Blog de Lêda Rezende

Maio 07 2009

Estava decidido. Passaria o final de semana em casa. Lendo. O livro dele - a fascinara. Mais uma vez. A cada nova frase lida – quase uma hora de silêncio. Tentando entender todo o processo. O que gerou a frase. E o que a frase gerava. Até riu. Seria lido com calma. Não sabia por quanto tempo. Não que fosse volumoso. Em páginas. Era volumoso fora das páginas. Maravilhoso. Ele era e sempre seria seu autor favorito.

 

Havia o título. Começou a se apaixonar desde o título. Na hora nem se dera conta. Do por que o título também a atraíra. Assim são os livros. Ou os autores. Escrevem uma idéia. E são desapropriados dela por quem os lê. Assim. Desde o titulo. Enfim. Que cada um se utilize do fato. Como sendo fruto do próprio ato. E em meio às páginas sigam as duas trajetórias. Compondo e descompondo a cada nova linha.   

 

Era um mar calmo. O céu estava azul.
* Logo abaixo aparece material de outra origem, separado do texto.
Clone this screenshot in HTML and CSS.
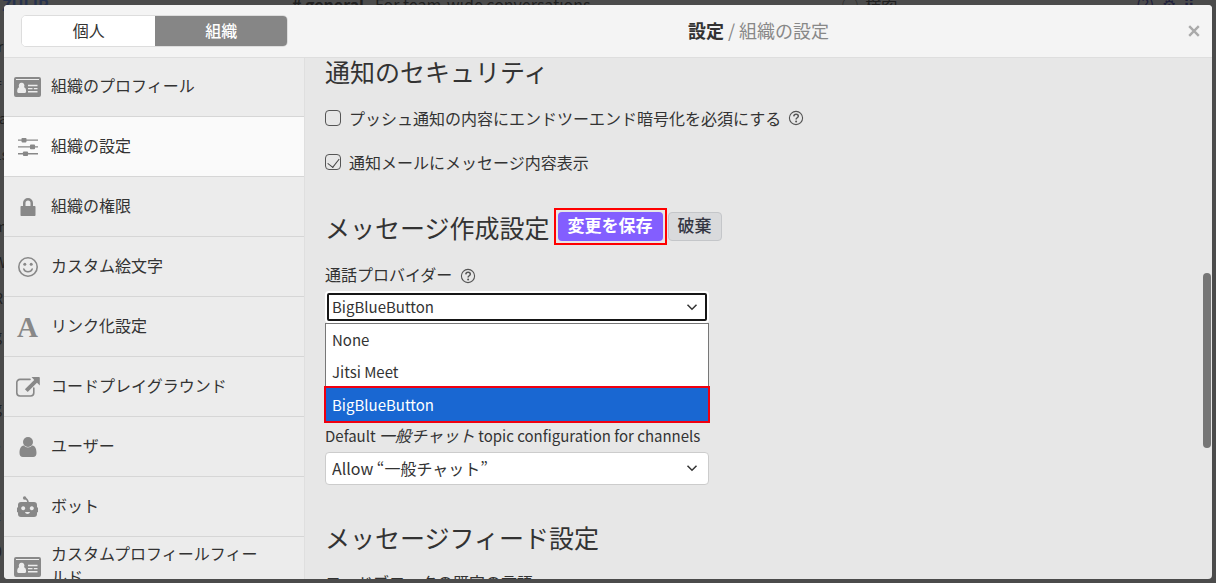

E fazia aquele barulhinho doce. Suave. De ondinhas quebrando. Na areia. Tudo que uma criança compreendia. Tudo estava ali. Ela era bem pequena. Não diria corajosa. Era afoita e curiosa. Talvez termos mais adequados.

 

Lembrava do final de tarde na praia. Em especial daquele final de tarde. Ele veio e perguntou. Quem queria passear de jangada. De jangada. Ele estava ao lado dela. Recusou. Temeu. Ela concordou e o abraçou. Considerou prudente. Não ir.  

 

Ela olhou. Para o mar. Para a jangada. Para as pessoas que iriam. Sorriu. Decidiu e avisou. Eu vou. Assim. Com a voz de criança. Com a decisão tranqüila. Que só as crianças sabem ter. Não temem pelas escolhas. Porque não temem ainda pelas perdas. Para as crianças o mundo realmente gira. E trás de volta o que não pode ser escolhido num mesmo momento. O depois - é logo ali. Não existe a possibilidade do nunca mais. E quando existe o nunca mais a tradução é outra. É como um talvez. A infância é sempre talvez.

 

Enfim. Deu a mão a ele. Entrou correndo na água. E subiu na jangada.  

 

A jangada dançou. Na água salgada. Com pontinhos brilhantes aqui e ali. Balançando. Alternando as madeirinhas. Dentro e fora da água. Ele ficava de pé. Segurava o remo. Um banquinho de madeira amparava uma sacolinha. Uma rede. Se ninguém ia sentar – ela também não iria. Também ficou de pé.  

 

Ela segurou na mão dele. E sorria. Feliz. Olhou de volta para a areia. Ele ainda estava lá. Abraçado a ela. Sentiu aquela pontinha de orgulho. Não recusara a enorme aventura. Deve ter até erguido mais a cabecinha. Mas disso não lembrava. Lembrava dos pés. Lembrava que olhou para os pés. E viu que a água entrava por entre as madeiras. E daí por entre seus dedinhos. Fazia cócegas. Achou maravilhoso. Maravilhosa a sensação.

 

O jangadeiro olhava para ela e mostrava o mar.

 

Explicava o mar. Ela atenta. Nunca mais na vida esqueceria aquela explicação. E nem esqueceria que para entender o mar é preciso uma explicação. O mar não é assim tão simples. Água. Sal e onda. O mar é outro lugar. Que também tem suas curvas e suas retas. Seus mistérios e seus códigos. Tudo vai depender da explicação. E do conhecimento. De quem o apresenta. Sempre que ia para o mar - lembrava dele. E da seriedade com que explicava. E a concentração que ela ficava. Para que nada deixasse de ver.

 

Escutando e olhando. Sentiu-se diante de uma majestade.  

 

Ali ficara não por muito tempo. Aprendendo sobre jangadas e mar. Sobre mar e coragem. Sobre riscos e efeitos. Hoje sabia que fora um passeio curtinho. Na época se sentiu uma desbravadora. Como se há dias no mar.

Riu das lembranças.

 

O livro, que estava no colo, escorregou. O segurou antes que caísse. Releu o título. Aí então compreendeu. Acariciou a capa. Sorriu. Olhou para os próprios pés. Brincou com os dedos no tapete. Em terra firme como na água. O que valem são as sensações.

 

Lembrou da amiga. Que tinha um amigo indiano. Um dia ela lhe contara algo que ele falara.

 

É preciso um espaço para que a pena flutue – tranqüila.